Provided data
--- --- ---
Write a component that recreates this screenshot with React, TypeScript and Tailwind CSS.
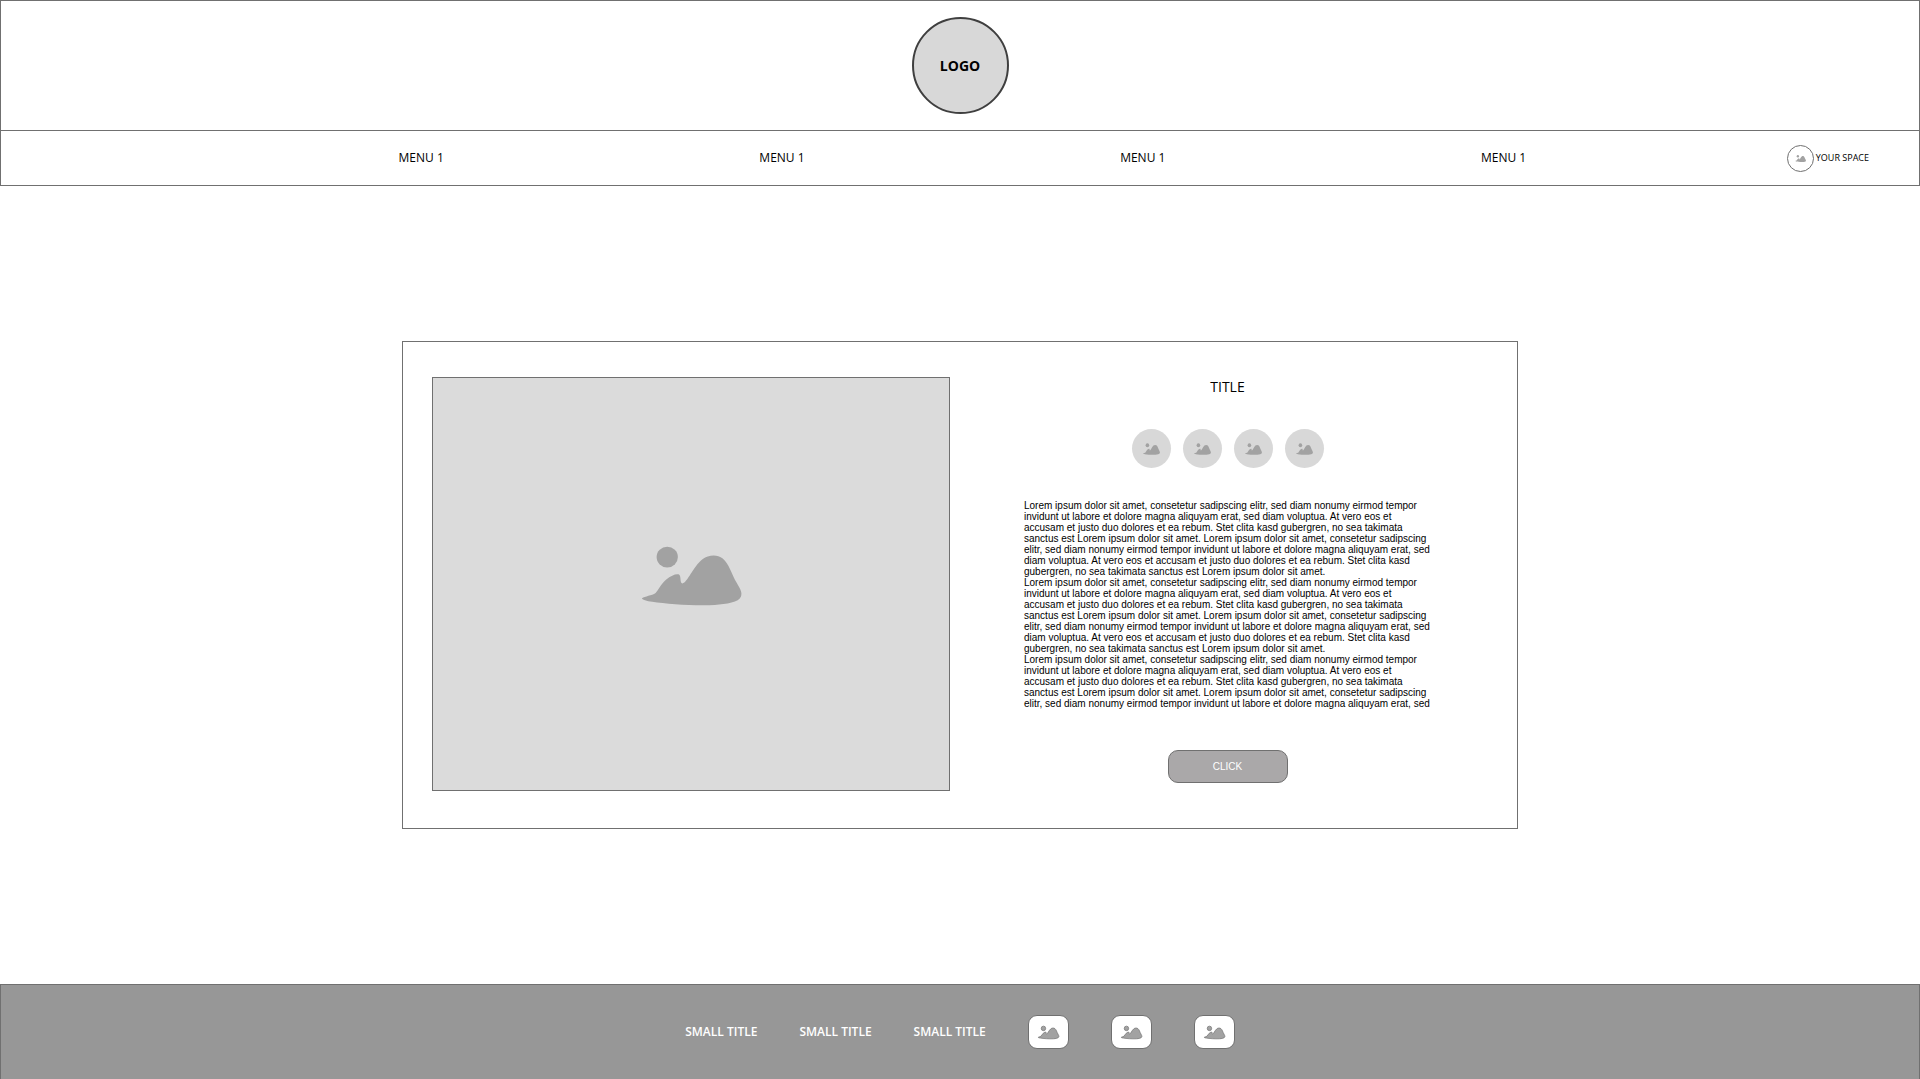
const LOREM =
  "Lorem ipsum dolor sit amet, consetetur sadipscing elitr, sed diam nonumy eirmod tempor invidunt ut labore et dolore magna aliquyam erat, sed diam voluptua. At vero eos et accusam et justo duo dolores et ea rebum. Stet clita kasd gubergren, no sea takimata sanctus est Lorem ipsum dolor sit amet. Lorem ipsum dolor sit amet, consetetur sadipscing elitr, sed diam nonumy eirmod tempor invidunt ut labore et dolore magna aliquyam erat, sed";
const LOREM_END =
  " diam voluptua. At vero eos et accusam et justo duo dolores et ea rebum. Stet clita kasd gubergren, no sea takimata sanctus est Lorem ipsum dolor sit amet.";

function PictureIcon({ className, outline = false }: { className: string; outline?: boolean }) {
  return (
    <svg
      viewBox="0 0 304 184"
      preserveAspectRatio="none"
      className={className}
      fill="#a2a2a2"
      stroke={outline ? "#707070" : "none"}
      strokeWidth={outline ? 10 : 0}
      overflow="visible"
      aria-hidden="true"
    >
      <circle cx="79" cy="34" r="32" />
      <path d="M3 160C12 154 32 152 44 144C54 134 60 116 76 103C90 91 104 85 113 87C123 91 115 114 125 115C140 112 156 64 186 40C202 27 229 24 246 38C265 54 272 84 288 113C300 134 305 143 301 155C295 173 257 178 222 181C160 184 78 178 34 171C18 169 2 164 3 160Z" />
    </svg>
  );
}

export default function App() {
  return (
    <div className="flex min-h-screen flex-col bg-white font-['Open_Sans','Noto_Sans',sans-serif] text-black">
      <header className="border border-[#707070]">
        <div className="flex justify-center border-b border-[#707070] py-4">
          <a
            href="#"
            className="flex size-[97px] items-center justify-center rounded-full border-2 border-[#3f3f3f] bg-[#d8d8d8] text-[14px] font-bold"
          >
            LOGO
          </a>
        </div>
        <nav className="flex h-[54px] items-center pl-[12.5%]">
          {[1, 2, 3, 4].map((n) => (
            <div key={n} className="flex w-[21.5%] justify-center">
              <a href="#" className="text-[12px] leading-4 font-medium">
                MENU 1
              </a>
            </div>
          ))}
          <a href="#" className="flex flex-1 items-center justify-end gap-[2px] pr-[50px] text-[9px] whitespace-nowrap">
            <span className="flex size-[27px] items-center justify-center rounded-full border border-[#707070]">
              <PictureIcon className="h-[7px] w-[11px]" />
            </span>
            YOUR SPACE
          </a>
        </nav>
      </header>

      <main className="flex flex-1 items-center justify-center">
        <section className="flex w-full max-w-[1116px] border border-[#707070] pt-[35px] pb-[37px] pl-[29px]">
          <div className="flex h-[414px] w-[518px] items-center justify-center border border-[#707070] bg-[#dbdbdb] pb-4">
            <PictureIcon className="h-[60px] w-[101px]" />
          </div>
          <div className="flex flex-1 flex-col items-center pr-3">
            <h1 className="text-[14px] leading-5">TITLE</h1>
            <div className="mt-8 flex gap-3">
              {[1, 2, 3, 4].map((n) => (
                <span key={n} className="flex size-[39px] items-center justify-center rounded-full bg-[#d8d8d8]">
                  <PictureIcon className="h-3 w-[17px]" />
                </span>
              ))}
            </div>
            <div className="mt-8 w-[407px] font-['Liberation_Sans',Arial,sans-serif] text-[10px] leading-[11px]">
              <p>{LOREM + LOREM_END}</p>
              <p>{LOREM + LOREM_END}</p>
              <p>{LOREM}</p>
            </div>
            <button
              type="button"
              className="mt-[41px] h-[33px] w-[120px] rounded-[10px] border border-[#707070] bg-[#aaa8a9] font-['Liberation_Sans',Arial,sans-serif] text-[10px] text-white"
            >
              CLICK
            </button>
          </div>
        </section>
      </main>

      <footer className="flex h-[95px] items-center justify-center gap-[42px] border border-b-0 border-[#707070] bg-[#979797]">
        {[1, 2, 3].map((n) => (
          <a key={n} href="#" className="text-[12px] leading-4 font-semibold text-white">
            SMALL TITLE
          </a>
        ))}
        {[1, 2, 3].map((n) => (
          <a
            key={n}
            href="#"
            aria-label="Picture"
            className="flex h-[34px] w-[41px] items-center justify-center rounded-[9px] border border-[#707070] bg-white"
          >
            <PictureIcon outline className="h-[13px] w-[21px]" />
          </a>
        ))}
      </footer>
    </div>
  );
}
--- --- ---
To do
Transcribe the material exactly, keeping every word and none of the pictures.

Solution to the problem
Write a component that recreates this screenshot with React, TypeScript and Tailwind CSS.
const LOREM =
  "Lorem ipsum dolor sit amet, consetetur sadipscing elitr, sed diam nonumy eirmod tempor invidunt ut labore et dolore magna aliquyam erat, sed diam voluptua. At vero eos et accusam et justo duo dolores et ea rebum. Stet clita kasd gubergren, no sea takimata sanctus est Lorem ipsum dolor sit amet. Lorem ipsum dolor sit amet, consetetur sadipscing elitr, sed diam nonumy eirmod tempor invidunt ut labore et dolore magna aliquyam erat, sed";
const LOREM_END =
  " diam voluptua. At vero eos et accusam et justo duo dolores et ea rebum. Stet clita kasd gubergren, no sea takimata sanctus est Lorem ipsum dolor sit amet.";

function PictureIcon({ className, outline = false }: { className: string; outline?: boolean }) {
  return (
    <svg
      viewBox="0 0 304 184"
      preserveAspectRatio="none"
      className={className}
      fill="#a2a2a2"
      stroke={outline ? "#707070" : "none"}
      strokeWidth={outline ? 10 : 0}
      overflow="visible"
      aria-hidden="true"
    >
      <circle cx="79" cy="34" r="32" />
      <path d="M3 160C12 154 32 152 44 144C54 134 60 116 76 103C90 91 104 85 113 87C123 91 115 114 125 115C140 112 156 64 186 40C202 27 229 24 246 38C265 54 272 84 288 113C300 134 305 143 301 155C295 173 257 178 222 181C160 184 78 178 34 171C18 169 2 164 3 160Z" />
    </svg>
  );
}

export default function App() {
  return (
    <div className="flex min-h-screen flex-col bg-white font-['Open_Sans','Noto_Sans',sans-serif] text-black">
      <header className="border border-[#707070]">
        <div className="flex justify-center border-b border-[#707070] py-4">
          <a
            href="#"
            className="flex size-[97px] items-center justify-center rounded-full border-2 border-[#3f3f3f] bg-[#d8d8d8] text-[14px] font-bold"
          >
            LOGO
          </a>
        </div>
        <nav className="flex h-[54px] items-center pl-[12.5%]">
          {[1, 2, 3, 4].map((n) => (
            <div key={n} className="flex w-[21.5%] justify-center">
              <a href="#" className="text-[12px] leading-4 font-medium">
                MENU 1
              </a>
            </div>
          ))}
          <a href="#" className="flex flex-1 items-center justify-end gap-[2px] pr-[50px] text-[9px] whitespace-nowrap">
            <span className="flex size-[27px] items-center justify-center rounded-full border border-[#707070]">
              <PictureIcon className="h-[7px] w-[11px]" />
            </span>
            YOUR SPACE
          </a>
        </nav>
      </header>

      <main className="flex flex-1 items-center justify-center">
        <section className="flex w-full max-w-[1116px] border border-[#707070] pt-[35px] pb-[37px] pl-[29px]">
          <div className="flex h-[414px] w-[518px] items-center justify-center border border-[#707070] bg-[#dbdbdb] pb-4">
            <PictureIcon className="h-[60px] w-[101px]" />
          </div>
          <div className="flex flex-1 flex-col items-center pr-3">
            <h1 className="text-[14px] leading-5">TITLE</h1>
            <div className="mt-8 flex gap-3">
              {[1, 2, 3, 4].map((n) => (
                <span key={n} className="flex size-[39px] items-center justify-center rounded-full bg-[#d8d8d8]">
                  <PictureIcon className="h-3 w-[17px]" />
                </span>
              ))}
            </div>
            <div className="mt-8 w-[407px] font-['Liberation_Sans',Arial,sans-serif] text-[10px] leading-[11px]">
              <p>{LOREM + LOREM_END}</p>
              <p>{LOREM + LOREM_END}</p>
              <p>{LOREM}</p>
            </div>
            <button
              type="button"
              className="mt-[41px] h-[33px] w-[120px] rounded-[10px] border border-[#707070] bg-[#aaa8a9] font-['Liberation_Sans',Arial,sans-serif] text-[10px] text-white"
            >
              CLICK
            </button>
          </div>
        </section>
      </main>

      <footer className="flex h-[95px] items-center justify-center gap-[42px] border border-b-0 border-[#707070] bg-[#979797]">
        {[1, 2, 3].map((n) => (
          <a key={n} href="#" className="text-[12px] leading-4 font-semibold text-white">
            SMALL TITLE
          </a>
        ))}
        {[1, 2, 3].map((n) => (
          <a
            key={n}
            href="#"
            aria-label="Picture"
            className="flex h-[34px] w-[41px] items-center justify-center rounded-[9px] border border-[#707070] bg-white"
          >
            <PictureIcon outline className="h-[13px] w-[21px]" />
          </a>
        ))}
      </footer>
    </div>
  );
}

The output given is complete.